Fecal Coliform Removal by River Networks

Wednesday, 16 December 2015: 11:05
3024 (Moscone West)
Tao Huang, Wilfred M Wollheim and Robert James Stewart, University of New Hampshire Main Campus, Durham, NH, United States
Bacterial pathogens are a major cause of water quality impairment in the United States. Freshwater ecosystems provide the ecosystem service of reducing pathogen levels by diluting and removing pathogens as water flows from source areas through the river network. However, the integration of field-scale monitoring data and watershed-scale hydrologic models to estimate pathogen loads and removal in varied aquatic ecosystems is still limited. In this study we applied a biogeochemical river network model (the Framework for Aquatic Modeling in the Earth System or FrAMES) and utilized available field data the Oyster R. watershed, a small (51.7 km2) draining coastal New Hampshire (NH, USA), to quantify pathogen removal at the river network scale, using fecal coliform as an indicator. The Oyster R. Watershed is comprised of various land use types, and has had its water quality monitored for fecal coliform, dissolved oxygen, and turbidity since 2001. Water samples were also collected during storm events to account for storm responses. FrAMES was updated to incorporate the dominant processes controlling fecal coliform concentrations in aquatic ecosystems: spatially distributed terrestrial loading, in-stream removal, dilution, and downstream transport.
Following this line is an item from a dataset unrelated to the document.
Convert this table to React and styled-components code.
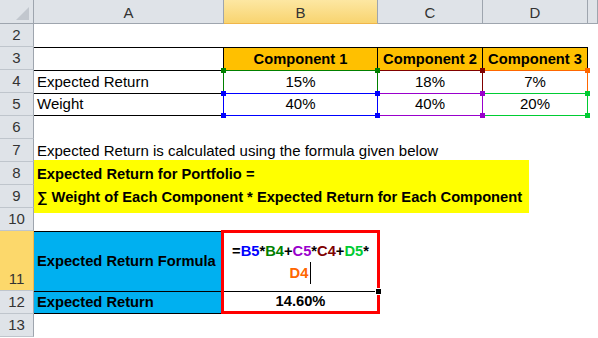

We applied an empirical loading function to estimate the terrestrial loading of fecal coliform across flow conditions. Data was collected from various land use types across a range of hydrologic conditions. The loading relationship includes total daily precipitation, antecedent 24-hour rainfall, air temperature, and catchment impervious surface percentage. Attenuation is due to bacterial “die-off” and dilution processes. Results show that fecal coliform input loads varied among different land use types. At low flow, fecal coliform concentrations were similar among watersheds. However, at high flow the concentrations were significantly higher in urbanized watersheds than forested watersheds. The mainstem had lower fecal coliform concentrations at both low and high flow due to dilution and in-stream processing. Mapping the spatial and temporal distribution fecal coliform sources and removal can help improve water quality management.